Second geopark in jeopardy due to forest farm project?

The Kinta Valley geopark is the second national geopark after the Langkawi’s Unesco Global Geopark in Kedah. — Picture from Gua Tempurung Facebook page
The Kinta Valley geopark is the second national geopark after the Langkawi’s Unesco Global Geopark in Kedah. — Picture from Gua Tempurung Facebook page

IPOH, April 15 — The future of the country’s second national geopark — Kinta Valley geopark — is in doubt following claims that the forest farm development project at the Kledang Saiong and Bukit Kiara Forest Reserves is located within its confines.

Sahabat Alam Malaysia (SAM) field officer Meor Razak Meor Abdul Rahman said that he had confirmed the claim after conducting a map check.

“Hence, the Perak state government must reconsider its decision to award the project,” he told Malay Mail.

Sultan of Perak Sultan Nazrin Muizzuddin Shah declared the geopark last October.

The Kinta Valley geopark is the second national geopark after the Langkawi’s Unesco Global Geopark in Kedah.

It covers an area of 1,952km and encompasses two districts in Perak: The Kinta and Kampar districts.

Meor Razak said a geopark is defined as an area containing one or more sites of particular geological importance, which is intended to conserve the geological heritage and promote public awareness of it.

“It should not be disturbed as it could affect its status,” he said, adding that anything endemic to the park should be left untouched.

“The forest in the park is original forest contrary to claims by the state government that it was an unproductive forest,” he said, adding that this was the result of poor enforcement.

He said the purpose of declaring the area as a geopark was to offer better protection to the forest within.

“It is meaningless to have the geopark status if the forest farm project is allowed to go on,” he added.

Malay Mail had previously reported Mentri Besar Datuk Seri Ahmad Faizal Azumu as saying that the company which had applied for the forest farming development had been screened by the Forestry Department.

Ahmad Faizal said the company would be cooperating with MTIB to develop the 400ha of land, which was identified as secondary forest.

MTIB chairman Wong Tack then joined the fray when he said the approval was given by the Perak state government and not by MTIB nor its subsidiary Forest Plantation Development Sdn Bhd (FFDSB).

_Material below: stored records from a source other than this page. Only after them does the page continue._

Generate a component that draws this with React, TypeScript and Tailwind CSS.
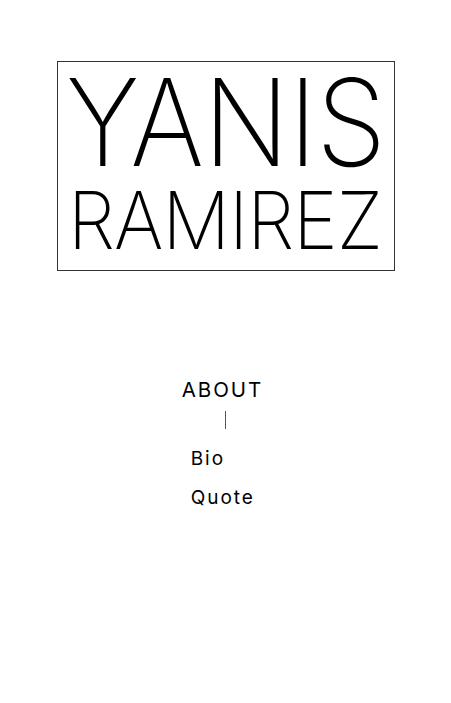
export default function App() {
  return (
    <div className="min-h-screen bg-white flex flex-col items-center pt-[61px] text-black" style={{ fontFamily: "Inter, 'Noto Sans', sans-serif" }}>
      <div className="w-[338px] h-[210px] border border-[#333] flex flex-col items-center">
        <h1 className="font-extralight text-[121px] leading-[100px] mt-[10px] scale-x-[0.93] tracking-[-1px]">YANIS</h1>
        <h2 className="font-extralight text-[80px] leading-[70px] mt-[13px] scale-x-[0.94] tracking-[-1px]">RAMIREZ</h2>
      </div>

      <nav className="mt-[104px] flex flex-col items-center">
        <a className="text-[20.5px] tracking-[2px] mr-[6px]">ABOUT</a>
        <span className="w-px h-[18px] bg-[#555] mt-[5px]" />
        <ul className="mt-[16px] flex flex-col gap-[11px] text-[19px] tracking-[2px] self-start ml-[9px]">
          <li>Bio</li>
          <li>Quote</li>
        </ul>
      </nav>
    </div>
  );
}
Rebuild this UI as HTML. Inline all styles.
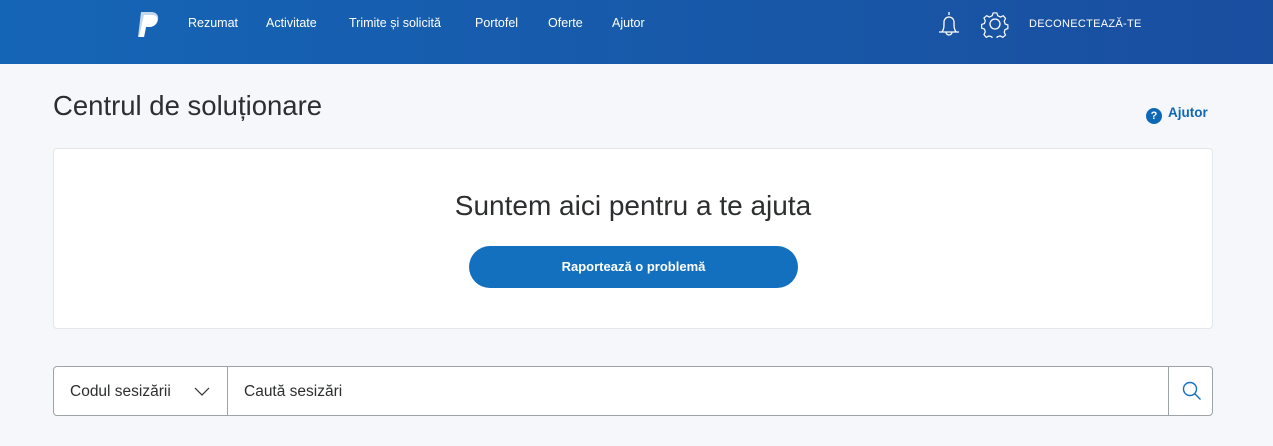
<!DOCTYPE html>
<html><head><meta charset="utf-8"><style>
*{margin:0;padding:0;box-sizing:border-box}
body{width:1273px;height:446px;overflow:hidden;background:#f5f7fa;font-family:"Liberation Sans",sans-serif;position:relative}
.hdr{position:absolute;left:0;top:0;width:1273px;height:64px;background:linear-gradient(90deg,#1565b6,#1a4e9f)}
.nav{position:absolute;top:16px;color:#fff;font-size:12.5px}
h1{position:absolute;left:53px;top:90px;font-weight:normal;font-size:27.5px;color:#2c2e2f}
.help{position:absolute;left:1146px;top:105px;color:#0e68b5;font-weight:bold;font-size:13.5px}
.help span{display:inline-block;width:16px;height:16px;border-radius:50%;background:#0e68b5;color:#fff;font-size:11px;text-align:center;line-height:16px;margin-right:6px;vertical-align:-2px}
.card{position:absolute;left:53px;top:148px;width:1160px;height:181px;background:#fff;border:1px solid #e3e6ea;border-radius:4px}
.card h2{position:absolute;left:0;right:0;top:41px;text-align:center;font-weight:normal;font-size:28px;color:#2c2e2f}
.btn{position:absolute;left:415px;top:97px;width:329px;height:42px;border-radius:21px;background:#1370bf;color:#fff;font-weight:bold;font-size:13px;text-align:center;line-height:42px}
.search{position:absolute;left:53px;top:366px;width:1160px;height:50px;background:#fff;border:1px solid #9da3a6;border-radius:4px}
.sel{position:absolute;left:0;top:0;width:174px;height:48px;border-right:1px solid #9da3a6;font-size:15.5px;color:#2c2e2f;padding:16px 0 0 16px}
.inp{position:absolute;left:190px;top:16px;font-size:15.5px;color:#2c2e2f}
.sb{position:absolute;left:1114px;top:0;width:1px;height:48px;background:#9da3a6}
</style></head><body>
<div class="hdr">
<svg style="position:absolute;left:136px;top:11px" width="26" height="28" viewBox="0 0 26 28"><path d="M5 1h10c5 0 8 3 7 8-1 5-5 7-9 7h-3l-2 10H2z" fill="#fff" opacity=".75"/><path d="M8 4h8c4 0 6 2 5 6-1 4-4 6-8 6h-3l-2 10H3z" fill="#fff"/></svg>
<div class="nav" style="left:188px">Rezumat</div>
<div class="nav" style="left:266px">Activitate</div>
<div class="nav" style="left:349px">Trimite și solicită</div>
<div class="nav" style="left:475px">Portofel</div>
<div class="nav" style="left:548px">Oferte</div>
<div class="nav" style="left:612px">Ajutor</div>
<svg style="position:absolute;left:936px;top:10px" width="26" height="28" viewBox="0 0 26 28" fill="none" stroke="#fff" stroke-width="1.3"><path d="M13 2v3M6 22c2-3 2-5 2-10a5 5 0 0 1 10 0c0 5 0 7 2 10zM3 22h20M10 22a3 3 0 0 0 6 0"/></svg>
<svg style="position:absolute;left:981px;top:10px" width="28" height="28" viewBox="0 0 28 28" fill="none" stroke="#fff" stroke-width="1.3"><circle cx="14" cy="14" r="5"/><path d="M12 2h4l1 3 3 1.5 3-1.5 2.5 3-1.5 3 1 3 3 1v4l-3 1-1 3 1.5 3-3 2.5-3-1.5-3 1-1 3h-4l-1-3-3-1-3 1.5-2.5-3 1.5-3-1-3-3-1v-4l3-1 1-3-1.5-3 3-2.5 3 1.5 3-1.5z" transform="scale(.92) translate(1.2 1.2)"/></svg>
<div class="nav" style="left:1029px;font-size:11px;top:18px;letter-spacing:.3px">DECONECTEAZĂ-TE</div>
</div>
<h1>Centrul de soluționare</h1>
<div class="help"><span>?</span>Ajutor</div>
<div class="card"><h2>Suntem aici pentru a te ajuta</h2><div class="btn">Raportează o problemă</div></div>
<div class="search">
<div class="sel">Codul sesizării<svg style="position:absolute;left:140px;top:20px" width="16" height="9" viewBox="0 0 16 9" fill="none" stroke="#2c2e2f" stroke-width="1.2"><path d="M1 1l7 7 7-7"/></svg></div>
<div class="inp">Caută sesizări</div>
<div class="sb"></div>
<svg style="position:absolute;left:1127px;top:13px" width="22" height="22" viewBox="0 0 22 22" fill="none" stroke="#1370bf" stroke-width="1.4"><circle cx="9" cy="9" r="6.5"/><path d="M13.5 13.5l6 6"/></svg>
</div>
</body></html>
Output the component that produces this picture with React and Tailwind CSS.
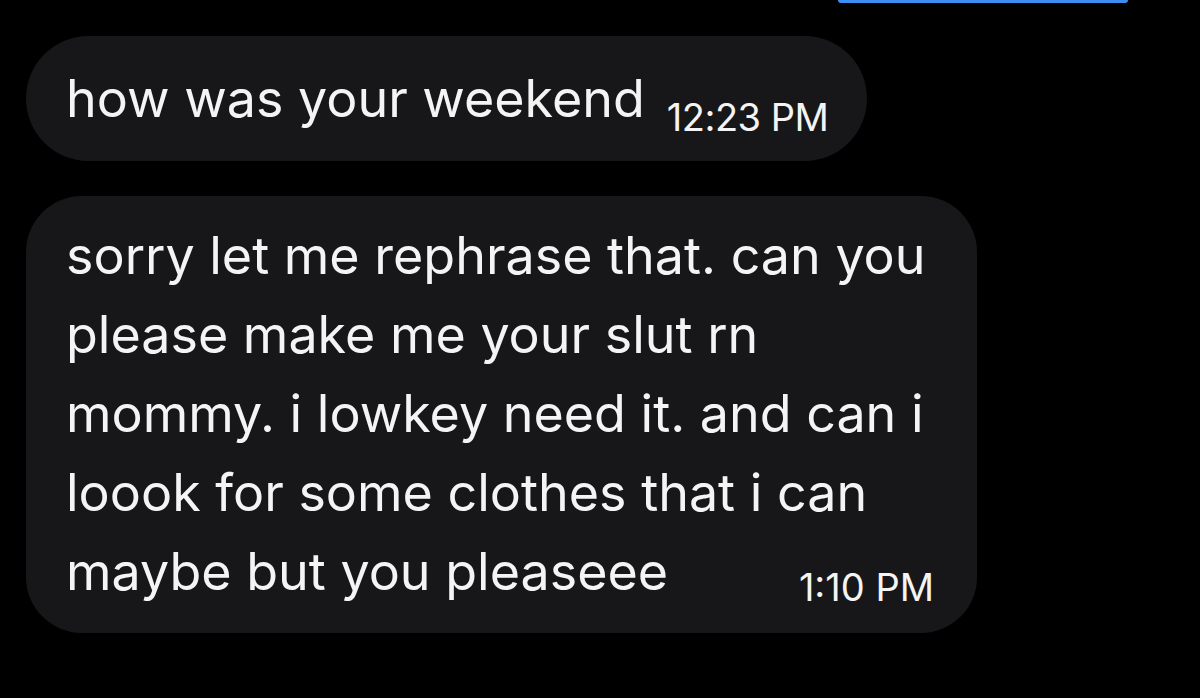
import React from 'react';

const lines = [
    'sorry let me rephrase that. can you',
    'please make me your slut rn',
    'mommy. i lowkey need it. and can i',
    'loook for some clothes that i can',
];

export default function App() {
    return (
        <div className="min-h-screen w-full bg-black font-['Inter',sans-serif] text-[#f4f4f5] overflow-hidden">
            {/* sent bubble edge at the top */}
            <div className="flex justify-end pr-[72px]">
                <div className="w-[290px] h-[3px] rounded-b-full bg-[#3d8ef0]" />
            </div>

            <div className="flex flex-col gap-[35px] pl-[26px] pt-[33px]">
                {/* message 1 */}
                <div className="w-[841px] h-[125px] rounded-full bg-[#171719] flex items-baseline pl-[40px] pt-[33px]">
                    <span className="text-[52px] leading-[60px]">how was your weekend</span>
                    <span className="ml-[22px] text-[38px] leading-[40px] tracking-[-0.5px] translate-y-[14px]">12:23 PM</span>
                </div>

                {/* message 2 */}
                <div className="w-[951px] rounded-[56px] bg-[#171719] pl-[40px] pr-[43px] pt-[20px] pb-[22px]">
                    {lines.map((l) => (
                        <div key={l} className="text-[52px] leading-[79px] whitespace-nowrap">{l}</div>
                    ))}
                    <div className="flex items-baseline justify-between">
                        <span className="text-[52px] leading-[79px]">maybe but you pleaseee</span>
                        <span className="text-[38px] leading-[40px] translate-y-[11px]">1:10 PM</span>
                    </div>
                </div>
            </div>
        </div>
    );
}
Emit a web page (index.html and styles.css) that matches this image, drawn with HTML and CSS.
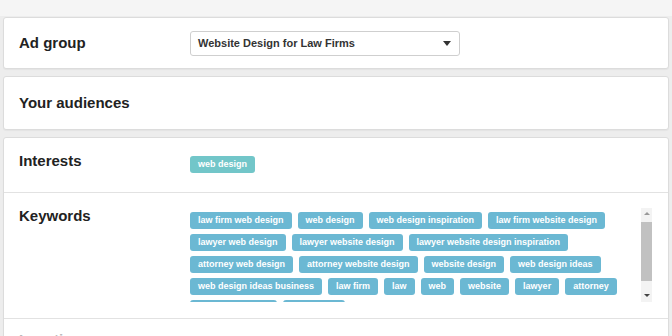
FILE: index.html
```html
<!DOCTYPE html>
<html>
<head>
<meta charset="utf-8">
<link rel="stylesheet" href="styles.css">
</head>
<body>
<div class="page">
  <div class="card">
    <div class="row row-center adgroup">
      <div class="label">Ad group</div>
      <div class="select">
        <span>Website Design for Law Firms</span>
        <span class="caret"></span>
      </div>
    </div>
  </div>
  <div class="card">
    <div class="row row-center audiences">
      <div class="label">Your audiences</div>
    </div>
  </div>
  <div class="card">
    <div class="row interests">
      <div class="label">Interests</div>
      <div class="tags single">
        <span class="tag tag-teal">web design</span>
      </div>
    </div>
    <div class="row keywords">
      <div class="label">Keywords</div>
      <div class="scrollbox">
        <div class="tags">
          <span class="tag">law firm web design</span>
          <span class="tag">web design</span>
          <span class="tag">web design inspiration</span>
          <span class="tag">law firm website design</span>
          <span class="tag">lawyer web design</span>
          <span class="tag">lawyer website design</span>
          <span class="tag">lawyer website design inspiration</span>
          <span class="tag">attorney web design</span>
          <span class="tag">attorney website design</span>
          <span class="tag">website design</span>
          <span class="tag">web design ideas</span>
          <span class="tag">web design ideas business</span>
          <span class="tag">law firm</span>
          <span class="tag">law</span>
          <span class="tag">web</span>
          <span class="tag">website</span>
          <span class="tag">lawyer</span>
          <span class="tag">attorney</span>
          <span class="tag">attorney website</span>
          <span class="tag">lawyer site</span>
        </div>
        <div class="scrollbar">
          <div class="arrow up"></div>
          <div class="thumb"></div>
          <div class="arrow down"></div>
        </div>
      </div>
    </div>
    <div class="row last">
      <div class="label faint">Locations</div>
    </div>
  </div>
</div>
</body>
</html>
```
FILE: styles.css
```css
html, body {
  margin: 0;
  padding: 0;
}
body {
  background: #ededed;
  font-family: "Liberation Sans", Arial, sans-serif;
  color: #222;
  overflow: hidden;
  height: 336px;
}
.page {
  padding: 17px 3px 0 3px;
  background: linear-gradient(#f5f5f5 0, #f5f5f5 16px, #ededed 16px);
}
.card {
  background: #fff;
  border: 1px solid #dcdcdc;
  border-radius: 3px;
  margin-bottom: 7px;
  box-shadow: 0 1px 1px rgba(0,0,0,0.04);
}
.row {
  display: flex;
  padding: 0 15px;
}
.row-center {
  align-items: center;
}
.label {
  width: 171px;
  flex: none;
  font-size: 15px;
  font-weight: bold;
  line-height: 18px;
  color: #222;
}
.adgroup {
  height: 50px;
}
.audiences {
  height: 52px;
}
.select {
  width: 253px;
  height: 23px;
  border: 1px solid #cfcfcf;
  border-radius: 3px;
  display: flex;
  align-items: center;
  justify-content: space-between;
  padding: 0 8px 0 7px;
  font-size: 11px;
  font-weight: bold;
  color: #333;
}
.caret {
  width: 0;
  height: 0;
  border-left: 4px solid transparent;
  border-right: 4px solid transparent;
  border-top: 5px solid #333;
}
.interests {
  padding-top: 14px;
  height: 40px;
  border-bottom: 1px solid #e2e2e2;
}
.tags.single {
  padding-top: 4px;
}
.tags {
  display: flex;
  flex-wrap: wrap;
  align-content: flex-start;
  gap: 5px 6px;
}
.tag {
  display: inline-block;
  height: 17px;
  line-height: 17px;
  padding: 0 8px;
  border-radius: 3px;
  background: #6bb8d3;
  color: #fff;
  font-size: 9px;
  font-weight: bold;
  white-space: nowrap;
}
.tag-teal {
  background: #72c6c9;
}
.keywords {
  padding-top: 14px;
  padding-bottom: 16px;
  border-bottom: 1px solid #e2e2e2;
}
.scrollbox {
  display: flex;
  height: 94px;
  margin-top: 1px;
}
.scrollbox .tags {
  width: 440px;
  height: 90px;
  padding-top: 4px;
  overflow: hidden;
}
.scrollbar {
  width: 11px;
  margin-left: 11px;
  background: #f3f3f3;
  display: flex;
  flex-direction: column;
  align-items: center;
}
.arrow {
  width: 0;
  height: 0;
  border-left: 3px solid transparent;
  border-right: 3px solid transparent;
}
.arrow.up {
  border-bottom: 3px solid #999;
  margin-top: 4px;
  margin-bottom: 7px;
}
.arrow.down {
  border-top: 3px solid #444;
  margin-top: 13px;
}
.thumb {
  width: 11px;
  height: 59px;
  background: #c1c1c1;
}
.last {
  height: 30px;
  padding-top: 12px;
}
.faint {
  color: #bbb;
}
```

The controversy erupted when DAP’s Kampar MP Thomas Su lodged a report with the Malaysian Anti-Corruption Commission (MACC) over the state government’s decision to award the concession to the then five-month-old company which initially had a paid-up capital of just RM2 that was formed after the 14th general election.

The company now has RM500,000 paid-up capital.

Malay Mail has reached out to the state Tourism, Arts and Culture Committee chairman Tan Kar Hing for his response.